=== Given information ===
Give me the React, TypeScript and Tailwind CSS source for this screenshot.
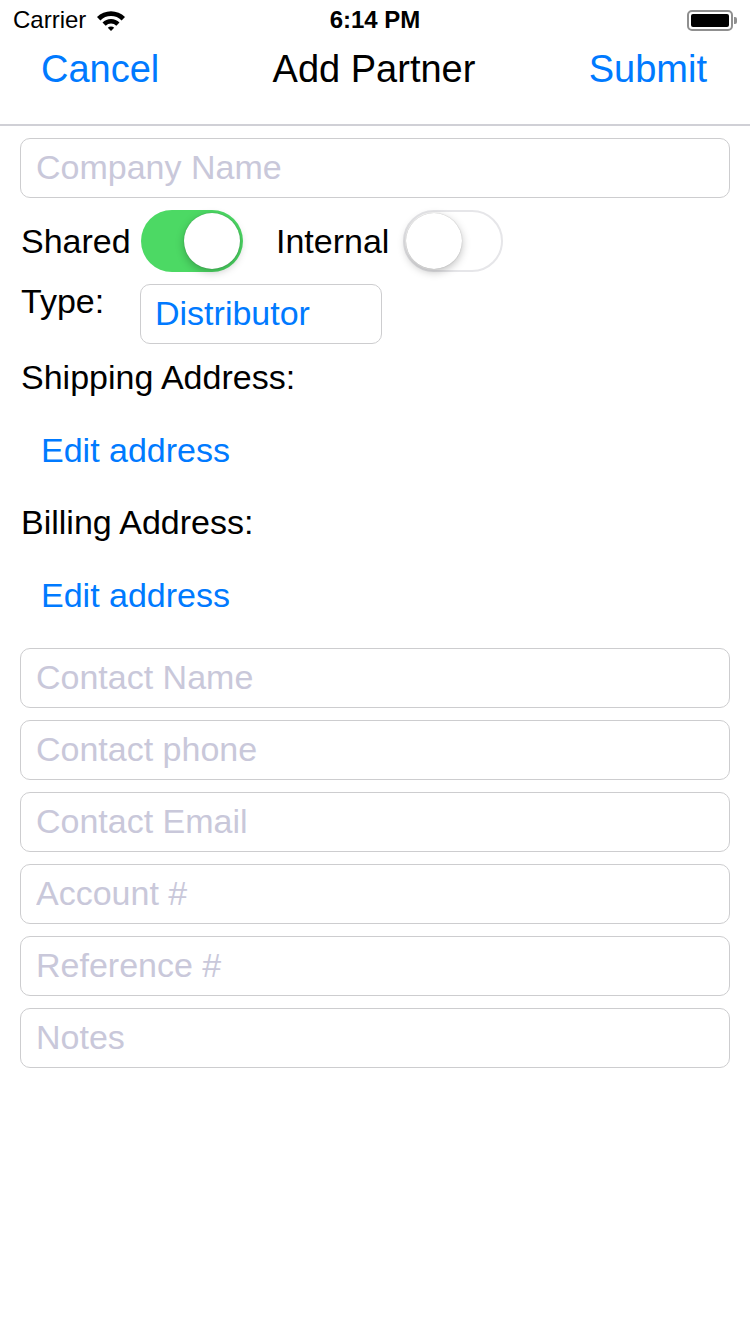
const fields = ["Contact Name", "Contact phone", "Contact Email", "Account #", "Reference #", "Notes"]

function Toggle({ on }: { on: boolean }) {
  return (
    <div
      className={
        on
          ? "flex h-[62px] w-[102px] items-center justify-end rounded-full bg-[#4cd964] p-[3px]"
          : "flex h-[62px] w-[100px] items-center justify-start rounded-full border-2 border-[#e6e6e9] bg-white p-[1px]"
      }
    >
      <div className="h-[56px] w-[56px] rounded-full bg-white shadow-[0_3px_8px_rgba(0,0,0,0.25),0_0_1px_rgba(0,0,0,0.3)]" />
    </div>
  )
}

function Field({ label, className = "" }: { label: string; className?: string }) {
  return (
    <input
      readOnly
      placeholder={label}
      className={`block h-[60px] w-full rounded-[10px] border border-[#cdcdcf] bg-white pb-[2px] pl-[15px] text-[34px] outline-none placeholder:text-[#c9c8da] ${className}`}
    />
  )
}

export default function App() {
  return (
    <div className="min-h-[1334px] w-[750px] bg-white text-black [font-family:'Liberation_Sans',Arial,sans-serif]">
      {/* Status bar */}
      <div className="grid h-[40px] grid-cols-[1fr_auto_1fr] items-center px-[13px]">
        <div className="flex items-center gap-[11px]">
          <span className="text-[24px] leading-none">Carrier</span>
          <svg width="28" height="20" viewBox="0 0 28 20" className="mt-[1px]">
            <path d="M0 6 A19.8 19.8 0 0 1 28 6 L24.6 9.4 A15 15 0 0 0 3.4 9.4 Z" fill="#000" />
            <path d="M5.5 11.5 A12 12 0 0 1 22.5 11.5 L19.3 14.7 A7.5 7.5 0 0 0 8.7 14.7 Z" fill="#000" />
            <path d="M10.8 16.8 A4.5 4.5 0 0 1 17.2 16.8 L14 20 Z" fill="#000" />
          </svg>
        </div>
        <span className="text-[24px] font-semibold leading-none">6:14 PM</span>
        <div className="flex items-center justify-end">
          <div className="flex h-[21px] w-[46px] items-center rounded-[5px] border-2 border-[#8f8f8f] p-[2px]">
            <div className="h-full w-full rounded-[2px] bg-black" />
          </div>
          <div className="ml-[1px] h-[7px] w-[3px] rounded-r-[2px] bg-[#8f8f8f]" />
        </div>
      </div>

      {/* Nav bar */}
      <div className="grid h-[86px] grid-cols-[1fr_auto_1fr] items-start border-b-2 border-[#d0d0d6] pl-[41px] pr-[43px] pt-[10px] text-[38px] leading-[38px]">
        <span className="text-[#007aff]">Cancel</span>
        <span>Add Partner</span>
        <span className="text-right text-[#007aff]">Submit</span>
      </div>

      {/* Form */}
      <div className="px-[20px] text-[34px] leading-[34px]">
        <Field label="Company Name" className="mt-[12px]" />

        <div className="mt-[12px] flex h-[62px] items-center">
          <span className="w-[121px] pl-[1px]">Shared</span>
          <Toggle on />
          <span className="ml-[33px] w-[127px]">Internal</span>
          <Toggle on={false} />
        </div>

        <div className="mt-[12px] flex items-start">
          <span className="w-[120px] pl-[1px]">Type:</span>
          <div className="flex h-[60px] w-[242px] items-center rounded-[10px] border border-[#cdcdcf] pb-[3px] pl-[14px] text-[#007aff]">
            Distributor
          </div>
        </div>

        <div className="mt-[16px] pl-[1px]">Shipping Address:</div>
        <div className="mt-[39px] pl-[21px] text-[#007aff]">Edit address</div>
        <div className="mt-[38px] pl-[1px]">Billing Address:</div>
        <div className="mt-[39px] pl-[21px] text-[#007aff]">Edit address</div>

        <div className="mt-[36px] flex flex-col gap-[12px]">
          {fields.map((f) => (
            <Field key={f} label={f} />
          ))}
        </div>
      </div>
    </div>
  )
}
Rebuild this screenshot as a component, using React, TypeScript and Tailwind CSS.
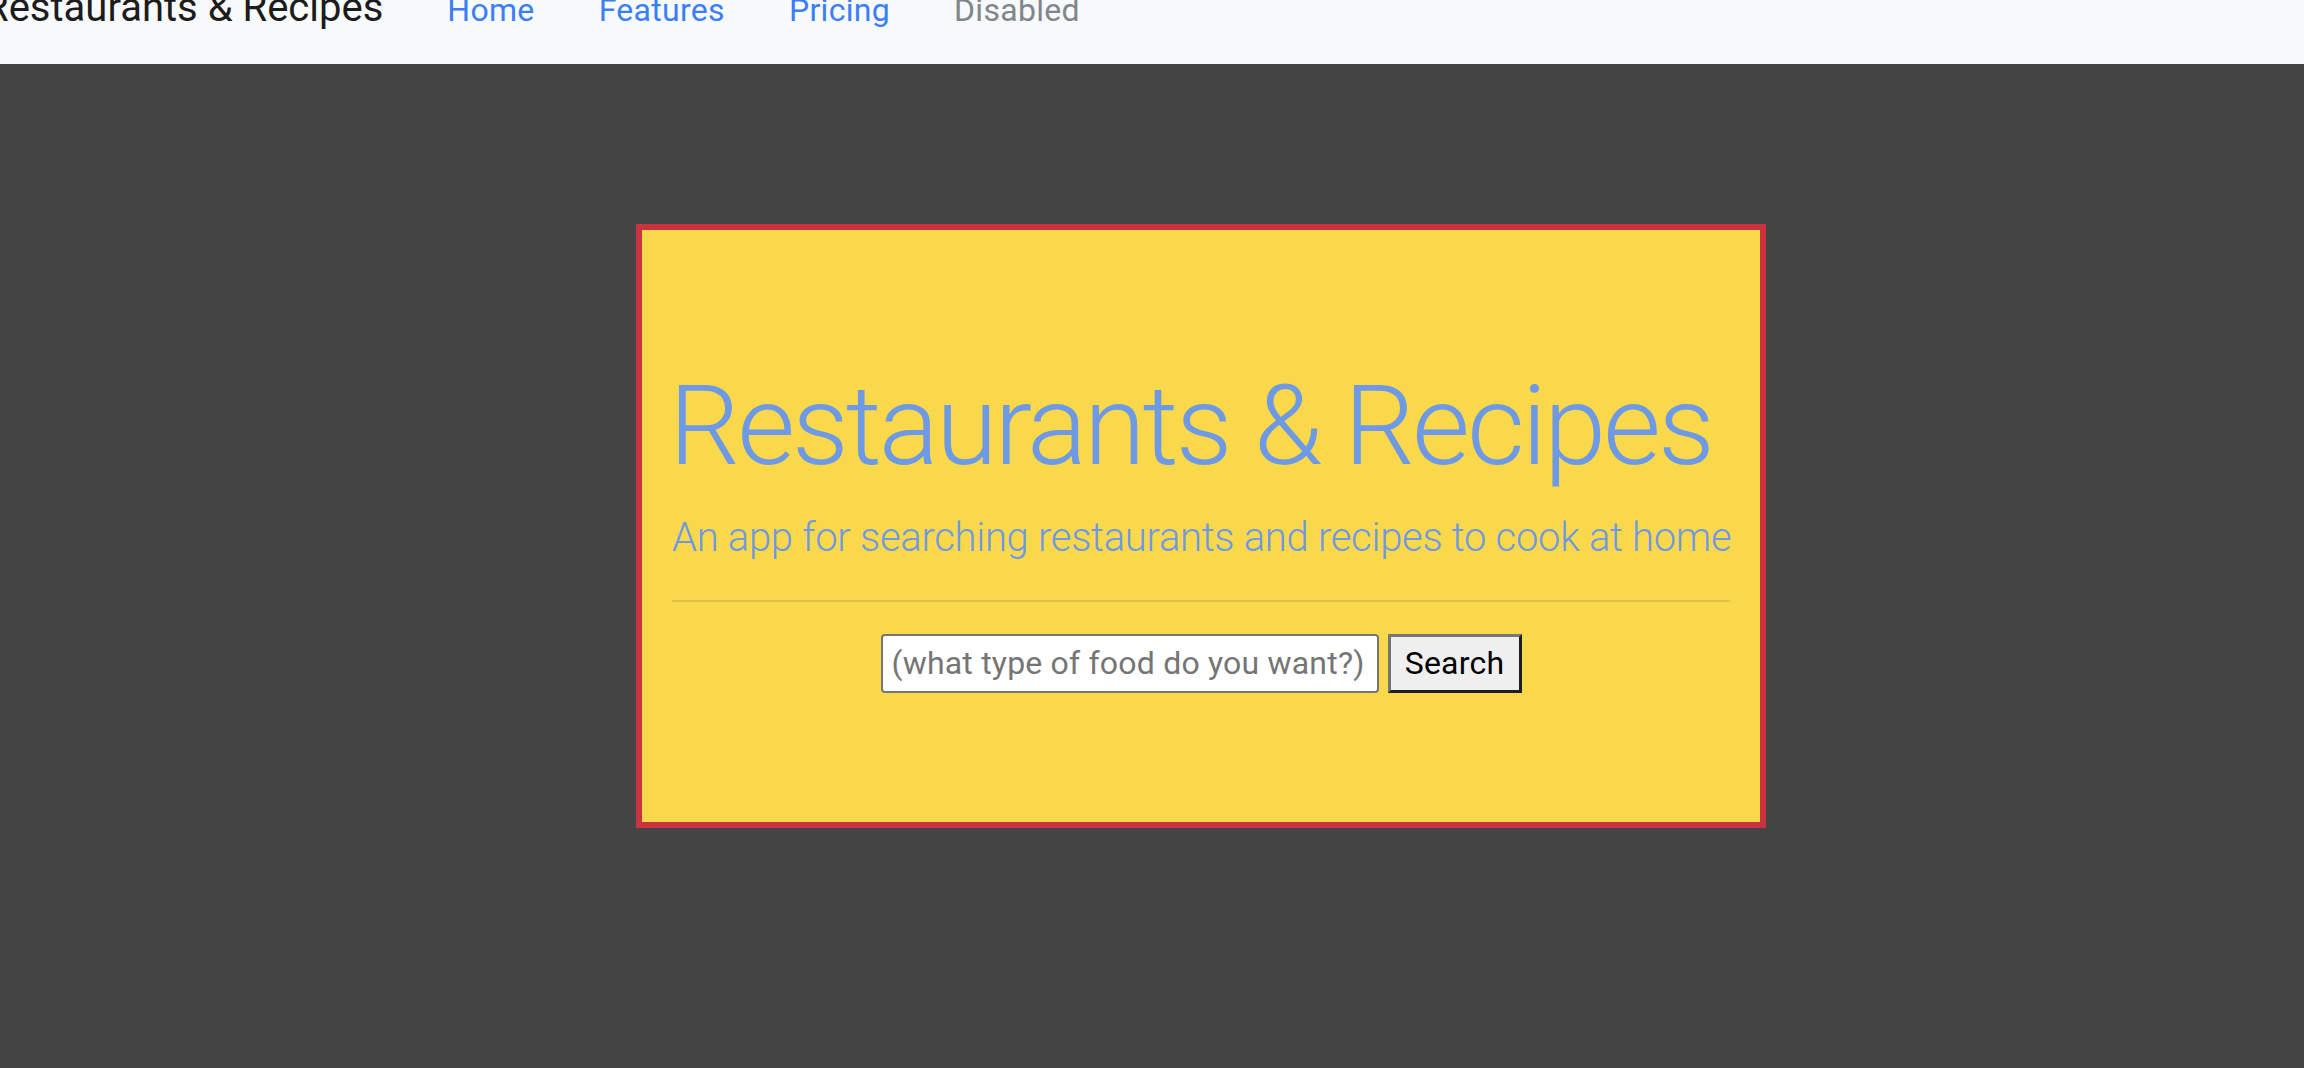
===
Copy every line above word for word and exclude the pictures.

■ Solution to the problem:
Give me the React, TypeScript and Tailwind CSS source for this screenshot.
const fields = ["Contact Name", "Contact phone", "Contact Email", "Account #", "Reference #", "Notes"]

function Toggle({ on }: { on: boolean }) {
  return (
    <div
      className={
        on
          ? "flex h-[62px] w-[102px] items-center justify-end rounded-full bg-[#4cd964] p-[3px]"
          : "flex h-[62px] w-[100px] items-center justify-start rounded-full border-2 border-[#e6e6e9] bg-white p-[1px]"
      }
    >
      <div className="h-[56px] w-[56px] rounded-full bg-white shadow-[0_3px_8px_rgba(0,0,0,0.25),0_0_1px_rgba(0,0,0,0.3)]" />
    </div>
  )
}

function Field({ label, className = "" }: { label: string; className?: string }) {
  return (
    <input
      readOnly
      placeholder={label}
      className={`block h-[60px] w-full rounded-[10px] border border-[#cdcdcf] bg-white pb-[2px] pl-[15px] text-[34px] outline-none placeholder:text-[#c9c8da] ${className}`}
    />
  )
}

export default function App() {
  return (
    <div className="min-h-[1334px] w-[750px] bg-white text-black [font-family:'Liberation_Sans',Arial,sans-serif]">
      {/* Status bar */}
      <div className="grid h-[40px] grid-cols-[1fr_auto_1fr] items-center px-[13px]">
        <div className="flex items-center gap-[11px]">
          <span className="text-[24px] leading-none">Carrier</span>
          <svg width="28" height="20" viewBox="0 0 28 20" className="mt-[1px]">
            <path d="M0 6 A19.8 19.8 0 0 1 28 6 L24.6 9.4 A15 15 0 0 0 3.4 9.4 Z" fill="#000" />
            <path d="M5.5 11.5 A12 12 0 0 1 22.5 11.5 L19.3 14.7 A7.5 7.5 0 0 0 8.7 14.7 Z" fill="#000" />
            <path d="M10.8 16.8 A4.5 4.5 0 0 1 17.2 16.8 L14 20 Z" fill="#000" />
          </svg>
        </div>
        <span className="text-[24px] font-semibold leading-none">6:14 PM</span>
        <div className="flex items-center justify-end">
          <div className="flex h-[21px] w-[46px] items-center rounded-[5px] border-2 border-[#8f8f8f] p-[2px]">
            <div className="h-full w-full rounded-[2px] bg-black" />
          </div>
          <div className="ml-[1px] h-[7px] w-[3px] rounded-r-[2px] bg-[#8f8f8f]" />
        </div>
      </div>

      {/* Nav bar */}
      <div className="grid h-[86px] grid-cols-[1fr_auto_1fr] items-start border-b-2 border-[#d0d0d6] pl-[41px] pr-[43px] pt-[10px] text-[38px] leading-[38px]">
        <span className="text-[#007aff]">Cancel</span>
        <span>Add Partner</span>
        <span className="text-right text-[#007aff]">Submit</span>
      </div>

      {/* Form */}
      <div className="px-[20px] text-[34px] leading-[34px]">
        <Field label="Company Name" className="mt-[12px]" />

        <div className="mt-[12px] flex h-[62px] items-center">
          <span className="w-[121px] pl-[1px]">Shared</span>
          <Toggle on />
          <span className="ml-[33px] w-[127px]">Internal</span>
          <Toggle on={false} />
        </div>

        <div className="mt-[12px] flex items-start">
          <span className="w-[120px] pl-[1px]">Type:</span>
          <div className="flex h-[60px] w-[242px] items-center rounded-[10px] border border-[#cdcdcf] pb-[3px] pl-[14px] text-[#007aff]">
            Distributor
          </div>
        </div>

        <div className="mt-[16px] pl-[1px]">Shipping Address:</div>
        <div className="mt-[39px] pl-[21px] text-[#007aff]">Edit address</div>
        <div className="mt-[38px] pl-[1px]">Billing Address:</div>
        <div className="mt-[39px] pl-[21px] text-[#007aff]">Edit address</div>

        <div className="mt-[36px] flex flex-col gap-[12px]">
          {fields.map((f) => (
            <Field key={f} label={f} />
          ))}
        </div>
      </div>
    </div>
  )
}
Rebuild this screenshot as a component, using React, TypeScript and Tailwind CSS.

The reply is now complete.